* _Problem statement_: Restate the material word for word and leave out anything that is a picture.
- - - - -
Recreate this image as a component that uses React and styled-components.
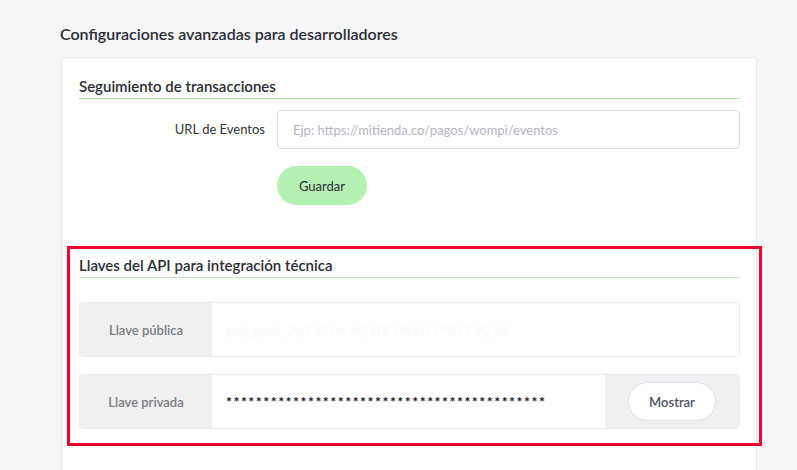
import React from "react";
import styled, { createGlobalStyle } from "styled-components";

const GlobalStyle = createGlobalStyle`
  body {
    margin: 0;
    background: #f6f6f8;
    font-family: Lato, "Noto Sans", sans-serif;
    color: #2b2b33;
    overflow: hidden;
  }
`;

const Page = styled.div`
  padding: 24px 0 0 60px;
  width: 697px;
`;

const PageTitle = styled.h1`
  margin: 0 0 13px;
  font-size: 16px;
  font-weight: 600;
  line-height: 20px;
  color: #2b2d36;
`;

const Card = styled.div`
  margin-left: 1px;
  background: #fff;
  border: 1px solid #e9e9ee;
  border-radius: 4px;
  padding: 18px 16px 40px 17px;
  height: 420px;
  box-sizing: border-box;
`;

const Section = styled.section`
  position: relative;
  margin-top: ${(p) => p.$top || 0}px;
  ${(p) =>
    p.$highlight &&
    `
    &::after {
      content: "";
      position: absolute;
      left: -12px;
      right: -22px;
      top: -9px;
      bottom: -17px;
      border: 3px solid #f2002e;
      pointer-events: none;
    }
  `}
`;

const SectionTitle = styled.h2`
  margin: 0;
  padding-bottom: 2px;
  font-size: 15px;
  font-weight: 600;
  line-height: 20px;
  color: #2b2d36;
  border-bottom: 1px solid ${(p) => p.$line || "#a6eaa0"};
`;

const FormRow = styled.div`
  display: flex;
  align-items: flex-start;
  margin-top: 11px;
`;

const FieldLabel = styled.label`
  width: 198px;
  padding-right: 12px;
  box-sizing: border-box;
  text-align: right;
  font-size: 13px;
  line-height: 16px;
  padding-top: 11px;
  color: #33343c;
`;

const Field = styled.div`
  flex: 1;
  display: flex;
  flex-direction: column;
  gap: 17px;
`;

const TextInput = styled.input`
  height: 39px;
  box-sizing: border-box;
  border: 1px solid #dcdde5;
  border-radius: 4px;
  padding: 0 15px;
  font-family: inherit;
  font-size: 13px;
  outline: none;
  &::placeholder {
    color: #b3b6c2;
  }
`;

const SaveButton = styled.button`
  align-self: flex-start;
  width: 90px;
  height: 39px;
  border: none;
  border-radius: 20px;
  background: #b3f2b0;
  color: #2b2d36;
  font-family: inherit;
  font-size: 13px;
  cursor: pointer;
`;

const KeyList = styled.div`
  display: flex;
  flex-direction: column;
  gap: 17px;
  margin-top: 24px;
`;

const KeyRow = styled.div`
  display: flex;
  height: 55px;
  border: 1px solid #ececf0;
  border-radius: 4px;
  overflow: hidden;
  box-sizing: border-box;
`;

const KeyLabel = styled.div`
  width: 132px;
  flex-shrink: 0;
  background: #f0f0f2;
  display: flex;
  align-items: center;
  justify-content: center;
  font-size: 13px;
  font-weight: 600;
  color: #7c7c84;
`;

const KeyValue = styled.div`
  flex: 1;
  display: flex;
  align-items: center;
  padding-left: 14px;
  background: #fff;
  font-size: ${(p) => (p.$hidden ? "14px" : "13px")};
  font-weight: ${(p) => (p.$hidden ? 700 : 400)};
  color: ${(p) => (p.$hidden ? "#141622" : "#f9fafb")};
  letter-spacing: ${(p) => (p.$hidden ? "1.5px" : "0")};
  white-space: nowrap;
  overflow: hidden;
`;

const KeyAction = styled.div`
  width: 134px;
  flex-shrink: 0;
  background: #f0f0f2;
  display: flex;
  align-items: center;
  justify-content: center;
`;

const GhostButton = styled.button`
  width: 88px;
  height: 39px;
  border: 1px solid #dfe0e8;
  border-radius: 20px;
  background: #fff;
  color: #4d5160;
  font-family: inherit;
  font-size: 13px;
  font-weight: 600;
  cursor: pointer;
`;

export default function App() {
  return (
    <>
      <GlobalStyle />
      <Page>
        <PageTitle>Configuraciones avanzadas para desarrolladores</PageTitle>
        <Card>
          <Section>
            <SectionTitle>Seguimiento de transacciones</SectionTitle>
            <FormRow>
              <FieldLabel>URL de Eventos</FieldLabel>
              <Field>
                <TextInput placeholder="Ejp: https://mitienda.co/pagos/wompi/eventos" />
                <SaveButton>Guardar</SaveButton>
              </Field>
            </FormRow>
          </Section>
          <Section $top={50} $highlight>
            <SectionTitle $line="#c4e8c0">Llaves del API para integración técnica</SectionTitle>
            <KeyList>
              <KeyRow>
                <KeyLabel>Llave pública</KeyLabel>
                <KeyValue>pub_prod_ Ag7  k2Lm   nQ  rT8  vWxYz  PKkL9 fQ  e8</KeyValue>
              </KeyRow>
              <KeyRow>
                <KeyLabel>Llave privada</KeyLabel>
                <KeyValue $hidden>{"*".repeat(43)}</KeyValue>
                <KeyAction>
                  <GhostButton>Mostrar</GhostButton>
                </KeyAction>
              </KeyRow>
            </KeyList>
          </Section>
        </Card>
      </Page>
    </>
  );
}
- - - - -
* _Result for this exercise_:
Recreate this image as a component that uses React and styled-components.
import React from "react";
import styled, { createGlobalStyle } from "styled-components";

const GlobalStyle = createGlobalStyle`
  body {
    margin: 0;
    background: #f6f6f8;
    font-family: Lato, "Noto Sans", sans-serif;
    color: #2b2b33;
    overflow: hidden;
  }
`;

const Page = styled.div`
  padding: 24px 0 0 60px;
  width: 697px;
`;

const PageTitle = styled.h1`
  margin: 0 0 13px;
  font-size: 16px;
  font-weight: 600;
  line-height: 20px;
  color: #2b2d36;
`;

const Card = styled.div`
  margin-left: 1px;
  background: #fff;
  border: 1px solid #e9e9ee;
  border-radius: 4px;
  padding: 18px 16px 40px 17px;
  height: 420px;
  box-sizing: border-box;
`;

const Section = styled.section`
  position: relative;
  margin-top: ${(p) => p.$top || 0}px;
  ${(p) =>
    p.$highlight &&
    `
    &::after {
      content: "";
      position: absolute;
      left: -12px;
      right: -22px;
      top: -9px;
      bottom: -17px;
      border: 3px solid #f2002e;
      pointer-events: none;
    }
  `}
`;

const SectionTitle = styled.h2`
  margin: 0;
  padding-bottom: 2px;
  font-size: 15px;
  font-weight: 600;
  line-height: 20px;
  color: #2b2d36;
  border-bottom: 1px solid ${(p) => p.$line || "#a6eaa0"};
`;

const FormRow = styled.div`
  display: flex;
  align-items: flex-start;
  margin-top: 11px;
`;

const FieldLabel = styled.label`
  width: 198px;
  padding-right: 12px;
  box-sizing: border-box;
  text-align: right;
  font-size: 13px;
  line-height: 16px;
  padding-top: 11px;
  color: #33343c;
`;

const Field = styled.div`
  flex: 1;
  display: flex;
  flex-direction: column;
  gap: 17px;
`;

const TextInput = styled.input`
  height: 39px;
  box-sizing: border-box;
  border: 1px solid #dcdde5;
  border-radius: 4px;
  padding: 0 15px;
  font-family: inherit;
  font-size: 13px;
  outline: none;
  &::placeholder {
    color: #b3b6c2;
  }
`;

const SaveButton = styled.button`
  align-self: flex-start;
  width: 90px;
  height: 39px;
  border: none;
  border-radius: 20px;
  background: #b3f2b0;
  color: #2b2d36;
  font-family: inherit;
  font-size: 13px;
  cursor: pointer;
`;

const KeyList = styled.div`
  display: flex;
  flex-direction: column;
  gap: 17px;
  margin-top: 24px;
`;

const KeyRow = styled.div`
  display: flex;
  height: 55px;
  border: 1px solid #ececf0;
  border-radius: 4px;
  overflow: hidden;
  box-sizing: border-box;
`;

const KeyLabel = styled.div`
  width: 132px;
  flex-shrink: 0;
  background: #f0f0f2;
  display: flex;
  align-items: center;
  justify-content: center;
  font-size: 13px;
  font-weight: 600;
  color: #7c7c84;
`;

const KeyValue = styled.div`
  flex: 1;
  display: flex;
  align-items: center;
  padding-left: 14px;
  background: #fff;
  font-size: ${(p) => (p.$hidden ? "14px" : "13px")};
  font-weight: ${(p) => (p.$hidden ? 700 : 400)};
  color: ${(p) => (p.$hidden ? "#141622" : "#f9fafb")};
  letter-spacing: ${(p) => (p.$hidden ? "1.5px" : "0")};
  white-space: nowrap;
  overflow: hidden;
`;

const KeyAction = styled.div`
  width: 134px;
  flex-shrink: 0;
  background: #f0f0f2;
  display: flex;
  align-items: center;
  justify-content: center;
`;

const GhostButton = styled.button`
  width: 88px;
  height: 39px;
  border: 1px solid #dfe0e8;
  border-radius: 20px;
  background: #fff;
  color: #4d5160;
  font-family: inherit;
  font-size: 13px;
  font-weight: 600;
  cursor: pointer;
`;

export default function App() {
  return (
    <>
      <GlobalStyle />
      <Page>
        <PageTitle>Configuraciones avanzadas para desarrolladores</PageTitle>
        <Card>
          <Section>
            <SectionTitle>Seguimiento de transacciones</SectionTitle>
            <FormRow>
              <FieldLabel>URL de Eventos</FieldLabel>
              <Field>
                <TextInput placeholder="Ejp: https://mitienda.co/pagos/wompi/eventos" />
                <SaveButton>Guardar</SaveButton>
              </Field>
            </FormRow>
          </Section>
          <Section $top={50} $highlight>
            <SectionTitle $line="#c4e8c0">Llaves del API para integración técnica</SectionTitle>
            <KeyList>
              <KeyRow>
                <KeyLabel>Llave pública</KeyLabel>
                <KeyValue>pub_prod_ Ag7  k2Lm   nQ  rT8  vWxYz  PKkL9 fQ  e8</KeyValue>
              </KeyRow>
              <KeyRow>
                <KeyLabel>Llave privada</KeyLabel>
                <KeyValue $hidden>{"*".repeat(43)}</KeyValue>
                <KeyAction>
                  <GhostButton>Mostrar</GhostButton>
                </KeyAction>
              </KeyRow>
            </KeyList>
          </Section>
        </Card>
      </Page>
    </>
  );
}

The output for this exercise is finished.